* Records supplied:

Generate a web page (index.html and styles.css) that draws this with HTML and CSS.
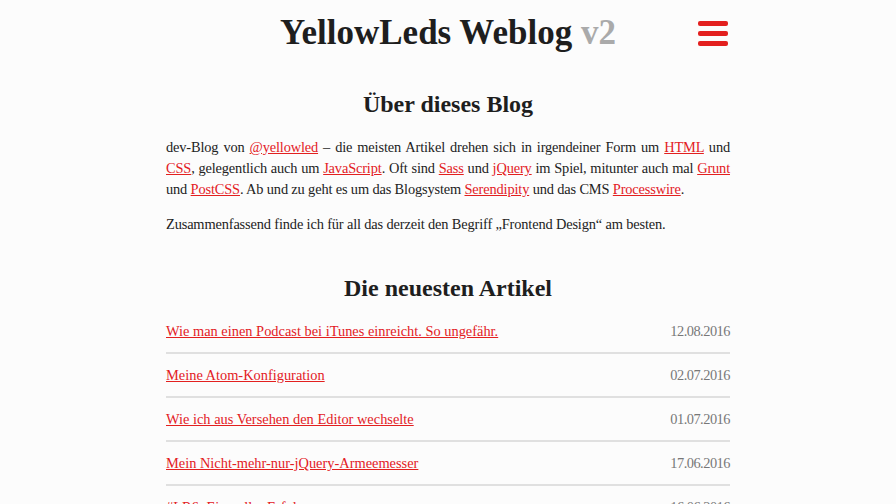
FILE: index.html
```html
<!DOCTYPE html>
<html lang="de">
<head>
<meta charset="utf-8">
<title>YellowLeds Weblog v2</title>
<link rel="stylesheet" href="styles.css">
</head>
<body>
<div class="page">
  <header class="site-header">
    <div class="spacer"></div>
    <h1 class="site-title">YellowLeds Weblog <span class="version">v2</span></h1>
    <button class="menu-btn" aria-label="Menü">
      <span class="bar"></span><span class="bar"></span><span class="bar"></span>
    </button>
  </header>

  <section class="about">
    <h2 class="section-title">Über dieses Blog</h2>
    <p>dev-Blog von <a href="#">@yellowled</a> – die meisten Artikel drehen sich in irgendeiner Form um <a href="#">HTML</a> und <a href="#">CSS</a>, gelegentlich auch um <a href="#">JavaScript</a>. Oft sind <a href="#">Sass</a> und <a href="#">jQuery</a> im Spiel, mitunter auch mal <a href="#">Grunt</a> und <a href="#">PostCSS</a>. Ab und zu geht es um das Blogsystem <a href="#">Serendipity</a> und das CMS <a href="#">Processwire</a>.</p>
    <p>Zusammenfassend finde ich für all das derzeit den Begriff „Frontend Design“ am besten.</p>
  </section>

  <section class="latest">
    <h2 class="section-title">Die neuesten Artikel</h2>
    <ul class="post-list">
      <li class="post"><a href="#">Wie man einen Podcast bei iTunes einreicht. So ungefähr.</a><time>12.08.2016</time></li>
      <li class="post"><a href="#">Meine Atom-Konfiguration</a><time>02.07.2016</time></li>
      <li class="post"><a href="#">Wie ich aus Versehen den Editor wechselte</a><time>01.07.2016</time></li>
      <li class="post"><a href="#">Mein Nicht-mehr-nur-jQuery-Armeemesser</a><time>17.06.2016</time></li>
      <li class="post"><a href="#">#LR6: Ein voller Erfolg</a><time>16.06.2016</time></li>
    </ul>
  </section>
</div>
</body>
</html>
```

FILE: styles.css
```css
html, body {
  margin: 0;
  padding: 0;
  background: #fcfcfc;
}
body {
  font-family: "Liberation Serif", "Times New Roman", serif;
  color: #222;
  font-size: 15px;
  line-height: 21px;
}
.page {
  width: 564px;
  margin: 0 auto;
}
.site-header {
  display: grid;
  grid-template-columns: 1fr auto 1fr;
  align-items: center;
  padding-top: 11px;
  height: 44px;
}
.site-title {
  margin: 0;
  font-size: 35px;
  line-height: 44px;
  font-weight: bold;
  color: #1e1e1e;
  white-space: nowrap;
}
.version {
  color: #aaa;
}
.menu-btn {
  justify-self: end;
  display: flex;
  flex-direction: column;
  gap: 5px;
  padding: 0;
  margin: 0 2px 0 0;
  border: 0;
  background: none;
  width: 30px;
}
.bar {
  display: block;
  height: 5px;
  border-radius: 2px;
  background: #e3201f;
}
.about {
  padding-top: 34px;
}
.section-title {
  margin: 0 0 18px;
  text-align: center;
  font-size: 24px;
  line-height: 30px;
  font-weight: bold;
  color: #1e1e1e;
}
.about p {
  margin: 0 0 14px;
  font-size: 14.4px;
  letter-spacing: -0.15px;
  text-align: justify;
}
a {
  color: #e3201f;
  text-decoration: underline;
}
.latest {
  padding-top: 24px;
}
.latest .section-title {
  margin-bottom: 7px;
}
.post-list {
  list-style: none;
  margin: 0;
  padding: 0;
}
.post {
  display: flex;
  justify-content: space-between;
  align-items: baseline;
  padding: 11px 0 10px;
  font-size: 14.4px;
  border-bottom: 2px solid #e0e0e0;
}
.post time {
  color: #777;
  letter-spacing: -0.5px;
}
```
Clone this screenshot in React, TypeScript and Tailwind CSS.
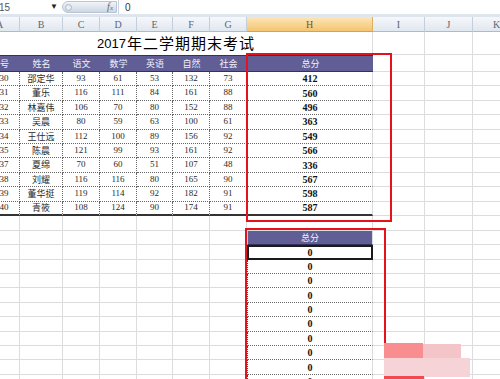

* Instructions for the task:
Copy out all the data exactly; skip the pictures.

* Exercise output:
Generate a web page (index.html and styles.css) that draws this with HTML and CSS.
FILE: index.html
```html
<!DOCTYPE html>
<html lang="de">
<head>
<meta charset="utf-8">
<title>YellowLeds Weblog v2</title>
<link rel="stylesheet" href="styles.css">
</head>
<body>
<div class="page">
  <header class="site-header">
    <div class="spacer"></div>
    <h1 class="site-title">YellowLeds Weblog <span class="version">v2</span></h1>
    <button class="menu-btn" aria-label="Menü">
      <span class="bar"></span><span class="bar"></span><span class="bar"></span>
    </button>
  </header>

  <section class="about">
    <h2 class="section-title">Über dieses Blog</h2>
    <p>dev-Blog von <a href="#">@yellowled</a> – die meisten Artikel drehen sich in irgendeiner Form um <a href="#">HTML</a> und <a href="#">CSS</a>, gelegentlich auch um <a href="#">JavaScript</a>. Oft sind <a href="#">Sass</a> und <a href="#">jQuery</a> im Spiel, mitunter auch mal <a href="#">Grunt</a> und <a href="#">PostCSS</a>. Ab und zu geht es um das Blogsystem <a href="#">Serendipity</a> und das CMS <a href="#">Processwire</a>.</p>
    <p>Zusammenfassend finde ich für all das derzeit den Begriff „Frontend Design“ am besten.</p>
  </section>

  <section class="latest">
    <h2 class="section-title">Die neuesten Artikel</h2>
    <ul class="post-list">
      <li class="post"><a href="#">Wie man einen Podcast bei iTunes einreicht. So ungefähr.</a><time>12.08.2016</time></li>
      <li class="post"><a href="#">Meine Atom-Konfiguration</a><time>02.07.2016</time></li>
      <li class="post"><a href="#">Wie ich aus Versehen den Editor wechselte</a><time>01.07.2016</time></li>
      <li class="post"><a href="#">Mein Nicht-mehr-nur-jQuery-Armeemesser</a><time>17.06.2016</time></li>
      <li class="post"><a href="#">#LR6: Ein voller Erfolg</a><time>16.06.2016</time></li>
    </ul>
  </section>
</div>
</body>
</html>
```

FILE: styles.css
```css
html, body {
  margin: 0;
  padding: 0;
  background: #fcfcfc;
}
body {
  font-family: "Liberation Serif", "Times New Roman", serif;
  color: #222;
  font-size: 15px;
  line-height: 21px;
}
.page {
  width: 564px;
  margin: 0 auto;
}
.site-header {
  display: grid;
  grid-template-columns: 1fr auto 1fr;
  align-items: center;
  padding-top: 11px;
  height: 44px;
}
.site-title {
  margin: 0;
  font-size: 35px;
  line-height: 44px;
  font-weight: bold;
  color: #1e1e1e;
  white-space: nowrap;
}
.version {
  color: #aaa;
}
.menu-btn {
  justify-self: end;
  display: flex;
  flex-direction: column;
  gap: 5px;
  padding: 0;
  margin: 0 2px 0 0;
  border: 0;
  background: none;
  width: 30px;
}
.bar {
  display: block;
  height: 5px;
  border-radius: 2px;
  background: #e3201f;
}
.about {
  padding-top: 34px;
}
.section-title {
  margin: 0 0 18px;
  text-align: center;
  font-size: 24px;
  line-height: 30px;
  font-weight: bold;
  color: #1e1e1e;
}
.about p {
  margin: 0 0 14px;
  font-size: 14.4px;
  letter-spacing: -0.15px;
  text-align: justify;
}
a {
  color: #e3201f;
  text-decoration: underline;
}
.latest {
  padding-top: 24px;
}
.latest .section-title {
  margin-bottom: 7px;
}
.post-list {
  list-style: none;
  margin: 0;
  padding: 0;
}
.post {
  display: flex;
  justify-content: space-between;
  align-items: baseline;
  padding: 11px 0 10px;
  font-size: 14.4px;
  border-bottom: 2px solid #e0e0e0;
}
.post time {
  color: #777;
  letter-spacing: -0.5px;
}
```
Clone this screenshot in React, TypeScript and Tailwind CSS.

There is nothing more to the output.